On the last day, we spent our final hour debriefing and discussing our experiences with the project. We talked of how deafness is an invisible disability and how this process makes it visible, and how the product makes apparent the effort it takes to connect on a human level. We talked of how we together found not two languages but one, both theatrically and literally, of how the directorial conversations were not of ASL or spoken English, but of how to remain authentic and truthful. I found a new community of people to whom I felt I belonged — nobody in that room did not belong. My own and others’ deafness was celebrated, not hidden; the language of deaf culture was prioritized and celebrated.
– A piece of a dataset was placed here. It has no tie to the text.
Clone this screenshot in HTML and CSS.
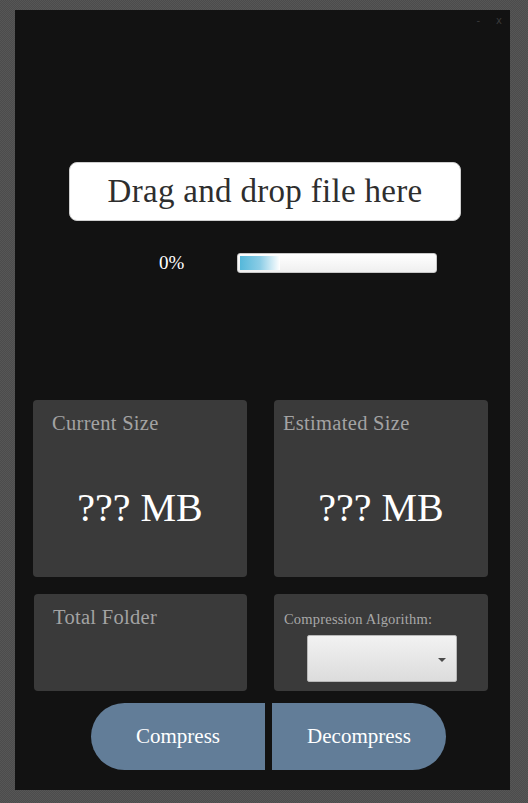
FILE: index.html
```html
<!DOCTYPE html>
<html>
<head>
<meta charset="utf-8">
<link rel="stylesheet" href="styles.css">
</head>
<body>
<div class="window">
  <div class="controls"><span class="min">-</span><span class="close">x</span></div>
  <div class="drop">Drag and drop file here</div>
  <div class="progress-row">
    <span class="pct">0%</span>
    <div class="bar"><div class="fill"></div></div>
  </div>
  <div class="cards">
    <div class="card big">
      <div class="title pl19">Current Size</div>
      <div class="value">??? MB</div>
    </div>
    <div class="card big">
      <div class="title pl9">Estimated Size</div>
      <div class="value">??? MB</div>
    </div>
    <div class="card small shift">
      <div class="title pl19">Total Folder</div>
    </div>
    <div class="card small algo">
      <div class="label">Compression Algorithm:</div>
      <div class="select"><span class="arrow"></span></div>
    </div>
  </div>
  <div class="buttons">
    <div class="btn left">Compress</div>
    <div class="btn right">Decompress</div>
  </div>
</div>
</body>
</html>
```
FILE: styles.css
```css
html, body {
  margin: 0;
  padding: 0;
}
body {
  width: 528px;
  height: 803px;
  background-color: #505050;
  background-image: repeating-conic-gradient(#4c4c4c 0% 25%, #565656 0% 50%);
  background-size: 2px 2px;
  font-family: "Liberation Serif", "DejaVu Serif", serif;
  overflow: hidden;
}
.window {
  position: relative;
  margin-left: 15px;
  margin-top: 10px;
  width: 495px;
  height: 780px;
  background: #121212;
  display: flex;
  flex-direction: column;
}
.controls {
  height: 20px;
  display: flex;
  justify-content: flex-end;
  gap: 16px;
  padding-right: 8px;
  color: #3a3a3a;
  font-family: "DejaVu Sans", sans-serif;
  font-size: 10px;
  line-height: 22px;
}
.drop {
  margin: 132px 0 0 54px;
  width: 390px;
  height: 57px;
  background: #ffffff;
  border: 1px solid #cfcfcf;
  border-radius: 8px;
  color: #2e2e2e;
  font-size: 33px;
  letter-spacing: 0.3px;
  line-height: 57px;
  text-align: center;
}
.progress-row {
  margin-top: 32px;
  display: flex;
  align-items: center;
  height: 20px;
}
.pct {
  margin-left: 144px;
  width: 78px;
  color: #ffffff;
  font-size: 19px;
  line-height: 20px;
}
.bar {
  border: 1px solid #c8c8c8;
  border-radius: 3px;
  background: linear-gradient(#ffffff, #efefef);
  padding: 2px 2px;
  box-sizing: border-box;
  height: 20px;
  width: 200px;
}
.fill {
  width: 40px;
  height: 100%;
  background: linear-gradient(90deg, #55b8da 0%, #8ccde6 50%, #ffffff 100%);
}
.cards {
  margin-top: 127px;
  margin-left: 18px;
  display: grid;
  grid-template-columns: 214px 214px;
  column-gap: 27px;
  row-gap: 17px;
}
.card {
  background: #3a3a3a;
  border-radius: 4px;
  display: flex;
  flex-direction: column;
}
.card.big {
  height: 177px;
}
.card.small {
  height: 97px;
}
.card.shift {
  margin-left: 1px;
}
.title {
  color: #a3a3a3;
  font-size: 20.5px;
  letter-spacing: 0.3px;
  line-height: 22px;
  padding-top: 12px;
}
.pl19 { padding-left: 19px; }
.pl9 { padding-left: 9px; }
.value {
  flex: 1;
  display: flex;
  align-items: center;
  justify-content: center;
  color: #ffffff;
  font-size: 40px;
  padding-top: 4px;
}
.label {
  color: #a8a8a8;
  font-size: 14.5px;
  letter-spacing: 0.2px;
  line-height: 16px;
  padding: 17px 0 0 10px;
}
.select {
  position: relative;
  margin: 8px 0 0 33px;
  width: 148px;
  height: 45px;
  border: 1px solid #b8b8b8;
  border-radius: 2px;
  background: linear-gradient(#f2f2f2, #dcdcdc);
}
.arrow {
  position: absolute;
  right: 10px;
  top: 22px;
  width: 0;
  height: 0;
  border-left: 4px solid transparent;
  border-right: 4px solid transparent;
  border-top: 4px solid #4a4a4a;
}
.buttons {
  margin-top: 12px;
  margin-left: 76px;
  display: flex;
  gap: 7px;
}
.btn {
  width: 174px;
  height: 67px;
  background: #627d98;
  color: #ffffff;
  font-size: 21px;
  line-height: 67px;
  text-align: center;
}
.btn.left {
  border-radius: 34px 0 0 34px;
}
.btn.right {
  border-radius: 0 34px 34px 0;
}
```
It was an emotional conversation for all involved — this kind of hyper-intentional space and all of our identities converged as a collection of misfits trying to come together and tell a story, to communicate a truth as simply and as honestly as we could. And the simple, honest truth that I can’t even begin to fully articulate in a (not-so) brief blog post is that every single one of us walked away with the realization that this kind of process and product has the potential to radically change musical theatre — to make it more inclusive and accessible, and to celebrate what every individual has to offer.